Sisingamangaraja XII Menentang Belanda
Raja Sisingamangaraja XII tidak bersedia wilayah kerajaannya semakin diperkecil oleh Belanda. Sisingamangaraja XII tidak dapat menerima Kota Natal, Mandailing, Angkola dan Sipirok di Tapanuli Selatan dikuasai Belanda.
Gambar Sisingamangaraja XII |
Belanda ingin mewujudkan Pax Netherlandica. Untuk mewujudkan Pax Netherlandica Belanda menguasai daerah Tapanuli Utara sebagai lanjutan atas pendudukannya di Tapanuli Selatan dan Sumatra Timur. Belanda menempatkan pasukannya di Taruntung dengan alasan untuk melindungi para penyebar agama Kristen yang tergabung dalam Rhijensnhejending. Tokoh penyebarnya bernama Nomensen berkebangsaan Jerman.
Bagaimana Kristen masuk ke Indonesia? Baca Proses masuknya Kristen ke Indonesia
Sisingamangaraja XII Menyerang Belanda
Untuk menghadapi Belanda tersebut, Sisingamangaraja XII pada tahun 1878 menyerang kedudukan Belanda di daerah Tapanuli Utara. Peperangan berlangsung kira-kira selama tujuh tahun. Belanda mengerahkan pasukan untuk menguasai Bakkara sebagai pusat kekuasaan Sisingamangaraja XII.
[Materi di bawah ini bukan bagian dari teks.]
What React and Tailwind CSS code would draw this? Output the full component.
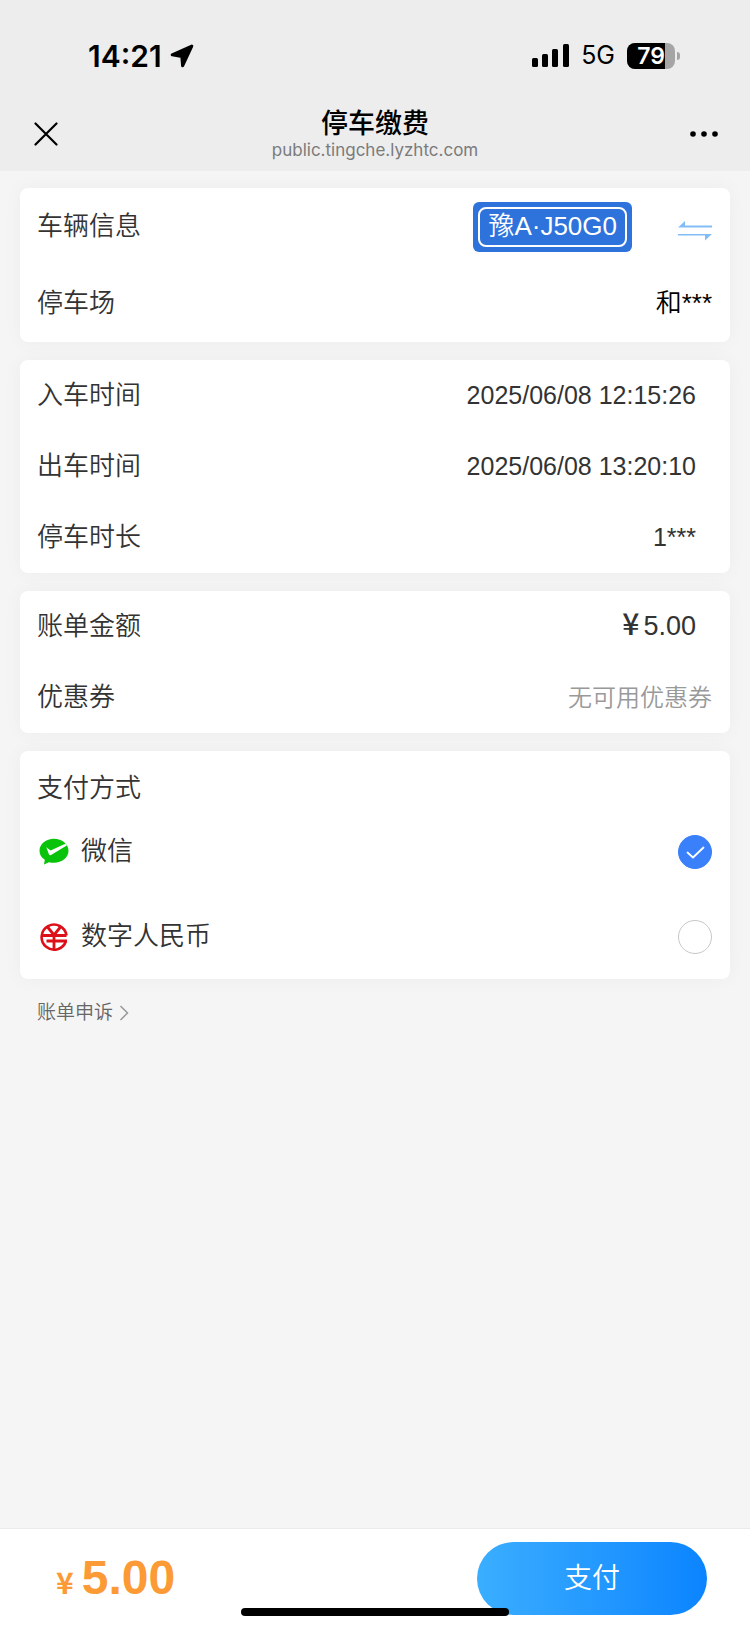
import React, { useState } from 'react';

const LocationArrow = () => (
  <svg className="h-6 w-6" viewBox="0 0 24 24" fill="currentColor" stroke="currentColor">
    <path strokeWidth={3} strokeLinejoin="round" d="M21.800 2L2.200 10.800l9.600 1.600 0.800 9.400z" />
  </svg>
);

const SignalBars = () => (
  <svg className="h-6 w-[37px]" viewBox="0 0 37 24" fill="currentColor">
    <rect x="0" y="14" width="6" height="9" rx="1.5" />
    <rect x="10" y="10" width="6" height="13" rx="1.5" />
    <rect x="20" y="5" width="6" height="18" rx="1.5" />
    <rect x="31" y="0" width="6" height="23" rx="1.5" />
  </svg>
);

const Battery = ({ level }) => (
  <div className="flex items-center gap-0.5">
    <div className="relative h-[26px] w-12 overflow-hidden rounded-lg bg-[#a5a5a5]">
      <div className="h-full bg-black" style={{ width: `${level}%` }} />
      <span className="absolute inset-0 text-center text-[23px] leading-[26px] font-semibold text-white">
        {level}
      </span>
    </div>
    <div className="h-2 w-[3px] rounded-r-full bg-[#a5a5a5]" />
  </div>
);

const SwapIcon = () => (
  <svg className="h-5 w-[34px]" viewBox="0 0 34 20" fill="#84bdf5">
    <path d="M0 6.500L7 0v4.600h27v1.900z" />
    <path d="M34 13L27 19.500v-4.900H0V13z" />
  </svg>
);

const WechatPayIcon = () => (
  <svg className="h-[30px] w-[30px]" viewBox="0 0 30 30">
    <path
      fill="#09c30b"
      d="M15 1.800C7 1.800.5 7.100.5 13.800c0 3.800 2 6.900 5.300 9L5 27.500l5-2.300c1.600.4 3.300.6 5 .6 8 0 14.500-5.300 14.500-12S23 1.800 15 1.800z"
    />
    <path fill="#fff" d="M7.300 10.300l4.300 3.300L26.800 6.400l1 2L12 18c-.9.500-1.600.3-2-.5z" />
  </svg>
);

const DigitalYuanIcon = () => (
  <svg className="h-[30px] w-[30px]" viewBox="0 0 30 30" fill="none" stroke="#dd1019">
    <path strokeWidth={2.600} d="M27.500 13.500A12.500 12.500 0 1 0 27 19" />
    <path strokeWidth={2.800} d="M8.500 5l6.500 8 6.500-8M15 12v15M3 13.500h24.500M7.500 19H28" />
  </svg>
);

const Card = ({ children }) => (
  <section className="rounded-lg bg-white pr-[18px] pl-[17px] shadow-[0_0_20px_rgba(0,0,0,0.04)]">
    {children}
  </section>
);

const Row = ({ label, children }) => (
  <div className="flex h-[71px] items-center justify-between">
    <span>{label}</span>
    {children}
  </div>
);

const times = [
  { label: '入车时间', value: '2025/06/08 12:15:26' },
  { label: '出车时间', value: '2025/06/08 13:20:10' },
  { label: '停车时长', value: '1***' },
];

const methods = [
  { id: 'wechat', name: '微信', Icon: WechatPayIcon },
  { id: 'ecny', name: '数字人民币', Icon: DigitalYuanIcon },
];

const PayMethod = ({ method, checked, onSelect }) => {
  const { Icon } = method;
  return (
    <label className="flex h-[85px] cursor-pointer items-center pl-0.5">
      <Icon />
      <span className="ml-3 flex-1">{method.name}</span>
      <span className="relative flex">
        <input
          type="radio"
          name="method"
          value={method.id}
          checked={checked}
          onChange={onSelect}
          className="h-[34px] w-[34px] appearance-none rounded-full border border-[#c8c8c8] bg-white checked:border-[#3a80fb] checked:bg-[#3a80fb]"
        />
        {checked && (
          <svg className="pointer-events-none absolute inset-0" viewBox="0 0 34 34" fill="none" stroke="#fff">
            <path strokeWidth={1.800} strokeLinecap="round" strokeLinejoin="round" d="M9.500 17.500l5.500 5L25.500 12.500" />
          </svg>
        )}
      </span>
    </label>
  );
};

export default function App() {
  const [selected, setSelected] = useState('wechat');

  return (
    <div className="flex min-h-screen flex-col bg-[#f5f5f5] font-['Liberation_Sans','Noto_Sans_CJK_SC',sans-serif] text-[26px] font-[350] text-[#333]">
      <header className="bg-[#ededed] font-['Inter','Noto_Sans_CJK_SC',sans-serif] text-black">
        {/* Status bar */}
        <div className="flex items-center justify-between pt-9 pr-[70px] pl-[88px]">
          <div className="flex h-10 items-center gap-2">
            <span className="text-[30px] font-semibold">14:21</span>
            <LocationArrow />
          </div>
          <div className="flex h-10 items-center gap-3">
            <SignalBars />
            <span className="text-[25px] font-normal">5G</span>
            <Battery level={79} />
          </div>
        </div>

        {/* Title bar */}
        <div className="flex h-[95px] items-center justify-between px-8 pt-5">
          <button type="button" aria-label="关闭" className="flex h-7 w-7 items-center justify-center">
            <svg className="h-6 w-6" viewBox="0 0 24 24" fill="none" stroke="currentColor">
              <path strokeWidth={2.200} strokeLinecap="round" d="M1.500 1.500l21 21M22.500 1.500l-21 21" />
            </svg>
          </button>
          <div className="flex flex-col items-center">
            <h1 className="text-[27px] leading-8 font-medium">停车缴费</h1>
            <p className="text-[17px] leading-5 font-normal text-[#7b7b7b]">public.tingche.lyzhtc.com</p>
          </div>
          <button type="button" aria-label="更多" className="flex h-7 w-7 items-center justify-center">
            <svg className="h-2 w-7" viewBox="0 0 28 8" fill="currentColor">
              <circle cx="3" cy="4" r="2.800" />
              <circle cx="14" cy="4" r="2.800" />
              <circle cx="25" cy="4" r="2.800" />
            </svg>
          </button>
        </div>
      </header>

      <main className="flex flex-1 flex-col gap-[18px] px-5 pt-[17px]">
        <Card>
          <div className="flex h-[77px] items-center">
            <span className="flex-1">车辆信息</span>
            <div className="rounded-md bg-[#2e72dc] p-[5px]">
              <div className="flex h-10 items-center rounded-lg border-2 border-white px-2 text-white">
                豫A·J50G0
              </div>
            </div>
            <button type="button" aria-label="切换车辆" className="ml-[46px] pt-2">
              <SwapIcon />
            </button>
          </div>
          <div className="flex h-[77px] items-center justify-between">
            <span>停车场</span>
            <span className="text-black">和***</span>
          </div>
        </Card>

        <Card>
          {times.map(({ label, value }) => (
            <Row key={label} label={label}>
              <span className="pr-4 text-[25px]">{value}</span>
            </Row>
          ))}
        </Card>

        <Card>
          <Row label="账单金额">
            <span className="flex items-baseline gap-1 pr-4 text-[27px]">
              <span className="font-['Noto_Sans_CJK_SC',sans-serif] text-[30px] leading-8 font-medium">¥</span>
              <span>5.00</span>
            </span>
          </Row>
          <Row label="优惠券">
            <span className="text-2xl text-[#999]">无可用优惠券</span>
          </Row>
        </Card>

        <Card>
          <h2 className="flex h-[58px] items-center pt-4">支付方式</h2>
          {methods.map((method) => (
            <PayMethod
              key={method.id}
              method={method}
              checked={selected === method.id}
              onSelect={() => setSelected(method.id)}
            />
          ))}
        </Card>

        <a href="#appeal" className="flex items-center gap-1.5 self-start pl-[17px] text-[19px] leading-8 text-[#666]">
          账单申诉
          <svg className="h-4 w-2.5" viewBox="0 0 10 16" fill="none" stroke="#999">
            <path strokeWidth={1.500} d="M1.500 1l7 7-7 7" />
          </svg>
        </a>
      </main>

      <footer className="sticky bottom-0 flex h-[102px] items-start justify-between border-t border-[#ebebeb] bg-white pt-[13px] pr-[43px] pl-14">
        <div className="flex h-[73px] items-baseline gap-2 pt-3 font-bold text-[#fc9a35]">
          <span className="font-['Noto_Sans_CJK_SC',sans-serif] text-[30px] leading-8">¥</span>
          <span className="text-5xl">5.00</span>
        </div>
        <button
          type="button"
          className="h-[73px] w-[230px] rounded-full bg-linear-to-r from-[#3aaeff] to-[#0a84ff] text-[28px] text-white"
        >
          支付
        </button>
        <div className="absolute bottom-3.5 left-1/2 h-2 w-[268px] -translate-x-1/2 rounded-full bg-black" />
      </footer>
    </div>
  );
}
Kemudian terjadi pertempuran sengit di daerah Pakpak Dairi, sebelah barat Toba. Pasukan Van Daalen yang beroperasi di Aceh melanjutkan gerakannya ke Tapanuli Utara pada tahun 1904, sedangkan di Medan didatangkan pasukan lain melalui Kabanjahe dan Sidikalang.
Akhir Perang Batak
Akhir dari Perang Batak, pasukan MArsose di bawah pimpinan Kapten Christoffle berhasil menangkap keluarga Sisingamangaraja XII. Sedangkan Sisingamangaraja XII beserta pengikutnya melarikan diri ke hutan Simsim. Dalam pertempuran tanggal 17 Juni 1907 Sisingamangaraja XII gugur bersama seorang putrinya yang bernama Lapian dan dua orang putranya yang bernama Patuan Nagari dan Patuan Anggi serta sejumlah pengikutnya.
Jenazah Sisingamangaraja XII dibawa ke Taruntung dan dimakamkan di depan tangsi militer Belanda, kemudian pada tahun 1953 makam tersebut dipindahkan ke Soposurung di Balige.